During an interview with Hugh Hewitt, Trump reiterated his fascination with Eugenics and insanely claimed migrants coming into the country have the murder gene.

Trump was rambling and disassembling with his attack on VP Harris, when his addled brain went off into a tangent about murderers and their genes.

This narcissistic buffoon is cracked.

TRUMP: [Kamala Harris] wants to go into government housing. She wants to go into government feeding, she wants to feed people. She wants to feed people governmentally (huh?) She wants to go into a communist party type system.

When you look at the things that she proposes, they’re so far off, she has no clue.

How about allowing people to come through an open border, 13,000 of which were murderers, many of them murdered far more than one person, and they’re now happily living in the United States.

You know, now a murderer, I believe this, it’s in their genes, and we got a lot of bad genes in our country right now.

HEWITT: It’s astonishing what is happening.

Hugh Hewitt, the Gumby of right-wing interviewers, response to Trump’s vitriol was to say he’s “just astonished”?

Trump’s focus on his family’s genes is not new. He’s been using it for decades, trying to convince people he is superior to other humans.

Reminds me of Nazi Germany.

Every criticism he made about Harris is a lie. MAGA is pumping out more incredible and despicable lies as the election creeps closer.

In 2020, CNN: The dark subtext of Trump’s ‘good genes’ compliment

“I have Ivy League education, smart guy, good genes. I have great genes and all that stuff, which I’m a believer in,” Trump told a crowd in Mississippi in 2016.

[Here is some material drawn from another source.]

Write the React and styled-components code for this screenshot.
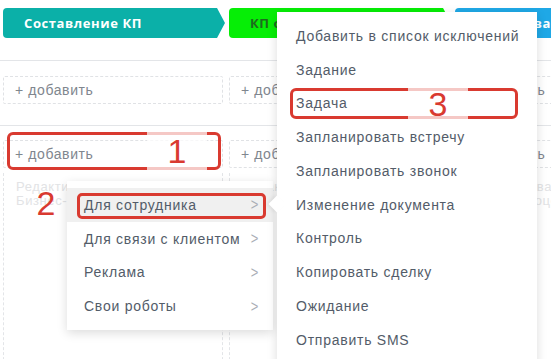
import React from 'react';
import styled, { createGlobalStyle } from 'styled-components';

const Global = createGlobalStyle`
	html, body {
		margin: 0;
		padding: 0;
		background: #fff;
		overflow: hidden;
	}
	body {
		width: 551px;
		height: 359px;
		font-family: 'Liberation Sans', Arial, sans-serif;
	}
`;

const Page = styled.div`
	position: relative;
	width: 551px;
	height: 359px;
	overflow: hidden;
`;

const Stages = styled.div`
	display: flex;
	gap: 4px;
	padding: 8px 0 0 3px;
	margin-bottom: 22px;
`;

const Stage = styled.div`
	flex: 0 0 222px;
	height: 30px;
	display: flex;
	align-items: center;
	padding-left: 21px;
	box-sizing: border-box;
	border-radius: 4px;
	background: ${(p) => p.$bg};
	color: ${(p) => p.$fg};
	font-family: 'Open Sans', sans-serif;
	font-weight: 700;
	font-size: 13px;
	letter-spacing: 0.6px;
	white-space: nowrap;
	clip-path: polygon(0 0, calc(100% - 8px) 0, 100% 50%, calc(100% - 8px) 100%, 0 100%);
`;

const Section = styled.div`
	border-top: 1px solid #e3e5e8;
	padding: ${(p) => p.$pad};
`;

const Columns = styled.div`
	display: grid;
	grid-template-columns: repeat(3, 220px);
	column-gap: 6px;
	padding-left: 3px;
`;

const AddCard = styled.div`
	height: 28px;
	border: 1px dashed #e0e2e5;
	border-radius: 2px;
	display: flex;
	align-items: center;
	padding-left: 11px;
	font-size: 14px;
	letter-spacing: 0.6px;
	color: #80868e;
	box-sizing: border-box;
`;

const Body = styled.div`
	margin-top: 5px;
	height: 200px;
	border-left: 1px dashed #e3e5e8;
	border-right: 1px dashed #e3e5e8;
	padding: 7px 0 0 12px;
	font-size: 13px;
	line-height: 14px;
	letter-spacing: 0.6px;
	color: #e2e3e5;
`;

const Menu = styled.div`
	position: absolute;
	left: ${(p) => p.$left}px;
	top: ${(p) => p.$top}px;
	width: ${(p) => p.$width}px;
	height: ${(p) => p.$height}px;
	box-sizing: border-box;
	background: #fff;
	box-shadow: 0 3px 10px rgba(0, 0, 0, 0.14);
	padding-top: ${(p) => p.$padTop}px;
`;

const Item = styled.div`
	height: 33.75px;
	display: flex;
	align-items: center;
	justify-content: space-between;
	padding: 0 14px 0 ${(p) => p.$indent}px;
	font-size: 14px;
	letter-spacing: 0.75px;
	color: #535c69;
	white-space: nowrap;
	background: ${(p) => (p.$active ? '#f0f0f0' : 'transparent')};
`;

const Chevron = styled.span`
	font-size: 13px;
	color: #a8adb4;
	transform: scaleY(1.2);
`;

const Pointer = styled.div`
	position: absolute;
	left: -6px;
	top: 186px;
	width: 12px;
	height: 12px;
	background: #fff;
	transform: rotate(45deg);
	box-shadow: -2px 2px 4px rgba(0, 0, 0, 0.06);
`;

const Mark = styled.div`
	position: absolute;
	left: ${(p) => p.$x}px;
	top: ${(p) => p.$y}px;
	width: ${(p) => p.$w}px;
	height: ${(p) => p.$h}px;
	border: 3.5px solid #d93a30;
	border-radius: ${(p) => p.$r}px;
	box-sizing: border-box;
`;

const Label = styled.div`
	position: absolute;
	left: ${(p) => p.$x}px;
	top: ${(p) => p.$y}px;
	width: ${(p) => p.$w}px;
	height: ${(p) => p.$h}px;
	display: flex;
	align-items: center;
	justify-content: center;
	background: ${(p) => (p.$bg ? 'rgba(255, 255, 255, 0.72)' : 'transparent')};
	color: #d93a30;
	font-family: 'Liberation Sans', Arial, sans-serif;
	font-size: 34px;
	line-height: 1;
`;

const leftItems = ['Для сотрудника', 'Для связи с клиентом', 'Реклама', 'Свои роботы'];

const rightItems = [
	'Добавить в список исключений',
	'Задание',
	'Задача',
	'Запланировать встречу',
	'Запланировать звонок',
	'Изменение документа',
	'Контроль',
	'Копировать сделку',
	'Ожидание',
	'Отправить SMS',
	'Отправить письмо',
];

const App = () => {
	return (
		<Page>
			<Global />
			<Stages>
				<Stage $bg="#0bb0a8" $fg="#fff">Составление КП</Stage>
				<Stage $bg="#06ee06" $fg="#1d6b1d">КП отправлено</Stage>
				<Stage $bg="#1fa8e6" $fg="#fff">Согласование</Stage>
			</Stages>
			<Section $pad="15px 0 21px">
				<Columns>
					<AddCard>+ добавить</AddCard>
					<AddCard>+ добавить</AddCard>
					<AddCard>+ добавить</AddCard>
				</Columns>
			</Section>
			<Section $pad="14px 0 0">
				<Columns>
					<div>
						<AddCard>+ добавить</AddCard>
						<Body>
							Редактировать
							<br />
							Бизнес-процессы
						</Body>
					</div>
					<div>
						<AddCard>+ добавить</AddCard>
						<Body>
							Редактировать
							<br />
							Бизнес-процессы
						</Body>
					</div>
					<div>
						<AddCard>+ добавить</AddCard>
						<Body>
							Редактировать
							<br />
							Бизнес-процессы
						</Body>
					</div>
				</Columns>
			</Section>

			<Mark $x={7} $y={132} $w={214} $h={38} $r={6} />
			<Label $x={147} $y={132} $w={60} $h={38} $bg>1</Label>

			<Menu $left={67} $top={181} $width={206} $height={149} $padTop={7}>
				{leftItems.map((t, i) => (
					<Item key={t} $indent={17} $active={i === 0}>
						<span>{t}</span>
						<Chevron>&gt;</Chevron>
					</Item>
				))}
			</Menu>
			<Mark $x={77} $y={193} $w={189} $h={26} $r={5} />
			<Label $x={28} $y={186} $w={36} $h={34}>2</Label>

			<Menu $left={277} $top={12} $width={260} $height={380} $padTop={7}>
				<Pointer />
				{rightItems.map((t) => (
					<Item key={t} $indent={19}>
						<span>{t}</span>
					</Item>
				))}
			</Menu>
			<Mark $x={290} $y={88} $w={228} $h={31} $r={6} />
			<Label $x={408} $y={88} $w={60} $h={31} $bg>3</Label>
		</Page>
	);
};

export default App;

“Well, I think I was born with a drive for success,” he told CNN in 2010. “I’m a gene believer. Hey, when you connect two racehorses, you usually end up with a fast horse. And I really was – you know, I had a – a good gene pool from the standpoint of that.”

“You have to be born lucky in the sense that you have to have the right genes,” Trump told Oprah Winfrey in 1988.

NY Times, “Michael D’Antonio, who wrote a biography of Mr. Trump in 2015, has credited this view to Mr. Trump’s father. Mr. D’Antonio told PBS’s “Frontline” in a 2017 documentary that members of the Trump family believed that “there are superior people, and that if you put together the genes of a superior woman and a superior man, you get a superior offspring.”